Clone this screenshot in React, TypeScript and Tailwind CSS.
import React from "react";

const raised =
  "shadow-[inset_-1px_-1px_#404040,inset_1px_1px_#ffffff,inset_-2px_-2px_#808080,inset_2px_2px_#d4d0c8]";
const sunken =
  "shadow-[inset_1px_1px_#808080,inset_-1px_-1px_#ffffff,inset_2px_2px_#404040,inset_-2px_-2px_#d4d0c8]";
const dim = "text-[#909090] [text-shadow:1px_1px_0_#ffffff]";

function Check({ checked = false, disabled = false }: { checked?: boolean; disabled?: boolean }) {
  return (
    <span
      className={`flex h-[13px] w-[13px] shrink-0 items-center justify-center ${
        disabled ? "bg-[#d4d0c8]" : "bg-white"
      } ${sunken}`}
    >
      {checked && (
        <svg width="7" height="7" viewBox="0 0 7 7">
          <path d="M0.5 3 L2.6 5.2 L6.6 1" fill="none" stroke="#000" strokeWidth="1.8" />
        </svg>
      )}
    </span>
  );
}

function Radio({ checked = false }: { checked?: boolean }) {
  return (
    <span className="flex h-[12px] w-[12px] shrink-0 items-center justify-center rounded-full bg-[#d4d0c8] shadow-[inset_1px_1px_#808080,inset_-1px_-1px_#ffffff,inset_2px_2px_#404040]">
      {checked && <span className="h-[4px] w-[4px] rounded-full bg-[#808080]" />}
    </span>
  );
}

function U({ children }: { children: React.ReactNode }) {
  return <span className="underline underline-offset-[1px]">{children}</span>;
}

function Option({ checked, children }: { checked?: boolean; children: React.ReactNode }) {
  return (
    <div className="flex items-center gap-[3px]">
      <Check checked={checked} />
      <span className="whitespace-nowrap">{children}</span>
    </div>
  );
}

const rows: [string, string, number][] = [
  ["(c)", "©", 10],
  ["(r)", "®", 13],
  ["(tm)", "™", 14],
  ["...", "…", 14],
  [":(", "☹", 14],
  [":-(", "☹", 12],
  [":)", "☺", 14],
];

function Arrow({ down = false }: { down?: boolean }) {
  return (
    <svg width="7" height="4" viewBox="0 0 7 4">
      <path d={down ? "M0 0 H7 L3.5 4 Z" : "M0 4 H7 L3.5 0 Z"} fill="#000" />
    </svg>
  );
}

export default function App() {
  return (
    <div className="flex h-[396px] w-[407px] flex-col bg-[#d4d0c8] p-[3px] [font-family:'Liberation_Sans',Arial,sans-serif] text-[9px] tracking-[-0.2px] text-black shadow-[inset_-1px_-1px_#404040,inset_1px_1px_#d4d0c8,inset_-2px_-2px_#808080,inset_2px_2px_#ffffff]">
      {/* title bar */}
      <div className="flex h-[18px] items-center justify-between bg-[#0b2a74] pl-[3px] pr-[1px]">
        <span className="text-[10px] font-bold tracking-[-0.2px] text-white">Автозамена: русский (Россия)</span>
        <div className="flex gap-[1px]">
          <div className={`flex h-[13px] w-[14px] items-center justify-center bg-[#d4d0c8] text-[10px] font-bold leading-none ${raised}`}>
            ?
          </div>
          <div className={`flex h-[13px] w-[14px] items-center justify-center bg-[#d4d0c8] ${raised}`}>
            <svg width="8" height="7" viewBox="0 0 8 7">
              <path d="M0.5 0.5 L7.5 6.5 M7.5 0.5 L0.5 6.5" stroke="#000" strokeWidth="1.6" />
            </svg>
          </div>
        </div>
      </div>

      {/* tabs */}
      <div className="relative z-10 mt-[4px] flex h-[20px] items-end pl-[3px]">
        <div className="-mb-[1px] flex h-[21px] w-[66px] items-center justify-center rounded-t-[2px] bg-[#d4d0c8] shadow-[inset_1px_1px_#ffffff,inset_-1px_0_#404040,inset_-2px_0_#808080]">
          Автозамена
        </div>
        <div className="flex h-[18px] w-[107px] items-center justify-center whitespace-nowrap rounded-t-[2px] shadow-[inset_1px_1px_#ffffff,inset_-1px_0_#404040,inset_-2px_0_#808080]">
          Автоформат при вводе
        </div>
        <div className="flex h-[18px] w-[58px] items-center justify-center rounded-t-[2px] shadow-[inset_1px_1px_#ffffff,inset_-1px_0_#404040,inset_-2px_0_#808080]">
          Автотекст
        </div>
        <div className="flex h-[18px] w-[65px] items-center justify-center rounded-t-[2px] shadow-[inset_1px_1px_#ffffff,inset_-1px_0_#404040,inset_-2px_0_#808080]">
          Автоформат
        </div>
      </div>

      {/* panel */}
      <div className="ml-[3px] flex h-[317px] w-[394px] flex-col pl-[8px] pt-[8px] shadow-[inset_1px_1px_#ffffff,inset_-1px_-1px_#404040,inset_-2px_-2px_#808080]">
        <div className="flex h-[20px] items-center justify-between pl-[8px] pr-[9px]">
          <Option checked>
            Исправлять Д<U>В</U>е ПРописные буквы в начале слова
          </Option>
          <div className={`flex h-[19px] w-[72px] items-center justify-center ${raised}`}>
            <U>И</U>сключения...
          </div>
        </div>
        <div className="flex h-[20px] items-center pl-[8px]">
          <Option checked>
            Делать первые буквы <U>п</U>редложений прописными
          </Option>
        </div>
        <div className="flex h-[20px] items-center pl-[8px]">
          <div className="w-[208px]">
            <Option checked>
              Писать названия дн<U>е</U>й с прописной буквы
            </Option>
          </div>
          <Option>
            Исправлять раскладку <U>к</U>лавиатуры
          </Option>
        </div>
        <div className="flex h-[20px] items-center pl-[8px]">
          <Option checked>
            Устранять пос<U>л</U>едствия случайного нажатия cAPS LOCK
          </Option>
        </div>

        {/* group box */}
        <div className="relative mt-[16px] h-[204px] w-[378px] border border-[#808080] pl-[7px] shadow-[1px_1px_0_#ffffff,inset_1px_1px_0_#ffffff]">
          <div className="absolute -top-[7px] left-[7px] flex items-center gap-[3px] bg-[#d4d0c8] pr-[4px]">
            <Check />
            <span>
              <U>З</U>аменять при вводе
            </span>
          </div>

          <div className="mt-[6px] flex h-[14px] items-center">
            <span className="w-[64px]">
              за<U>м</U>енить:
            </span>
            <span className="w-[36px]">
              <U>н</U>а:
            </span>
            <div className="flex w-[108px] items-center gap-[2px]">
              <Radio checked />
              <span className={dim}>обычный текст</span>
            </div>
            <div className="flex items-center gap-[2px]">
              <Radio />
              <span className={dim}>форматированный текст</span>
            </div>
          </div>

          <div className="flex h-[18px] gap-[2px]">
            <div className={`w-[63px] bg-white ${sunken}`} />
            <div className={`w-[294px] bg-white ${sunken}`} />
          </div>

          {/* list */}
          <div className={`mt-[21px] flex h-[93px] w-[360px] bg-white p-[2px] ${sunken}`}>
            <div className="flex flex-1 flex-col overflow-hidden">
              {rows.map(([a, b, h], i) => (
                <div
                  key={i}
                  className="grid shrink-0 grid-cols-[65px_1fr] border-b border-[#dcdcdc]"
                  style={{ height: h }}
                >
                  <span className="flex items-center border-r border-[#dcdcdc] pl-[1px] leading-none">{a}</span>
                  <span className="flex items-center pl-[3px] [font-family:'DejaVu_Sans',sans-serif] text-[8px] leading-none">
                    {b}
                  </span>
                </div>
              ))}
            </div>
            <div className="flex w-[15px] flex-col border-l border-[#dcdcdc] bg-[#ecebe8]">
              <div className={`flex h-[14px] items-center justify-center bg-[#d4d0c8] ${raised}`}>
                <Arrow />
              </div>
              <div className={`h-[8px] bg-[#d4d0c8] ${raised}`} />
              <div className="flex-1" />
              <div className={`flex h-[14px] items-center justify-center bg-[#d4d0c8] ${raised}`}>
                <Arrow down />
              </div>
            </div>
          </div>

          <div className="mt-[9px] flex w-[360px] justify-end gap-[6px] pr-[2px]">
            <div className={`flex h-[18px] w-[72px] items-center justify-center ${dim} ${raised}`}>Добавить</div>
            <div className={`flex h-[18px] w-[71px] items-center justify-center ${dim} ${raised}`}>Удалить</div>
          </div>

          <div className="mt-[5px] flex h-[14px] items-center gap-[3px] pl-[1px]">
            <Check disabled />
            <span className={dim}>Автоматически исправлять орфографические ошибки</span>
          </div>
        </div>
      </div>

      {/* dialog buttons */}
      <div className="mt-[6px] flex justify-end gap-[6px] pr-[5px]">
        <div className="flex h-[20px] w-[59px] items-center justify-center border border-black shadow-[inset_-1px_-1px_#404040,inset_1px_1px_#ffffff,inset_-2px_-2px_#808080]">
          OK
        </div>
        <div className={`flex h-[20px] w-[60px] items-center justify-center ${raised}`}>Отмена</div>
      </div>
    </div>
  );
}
------------------------------------------------------------------------
Please print exactly what appears from the first line of the data through the line with "import React from", including both of those lines and nothing past them.

### RESPONSE
Clone this screenshot in React, TypeScript and Tailwind CSS.
import React from "react";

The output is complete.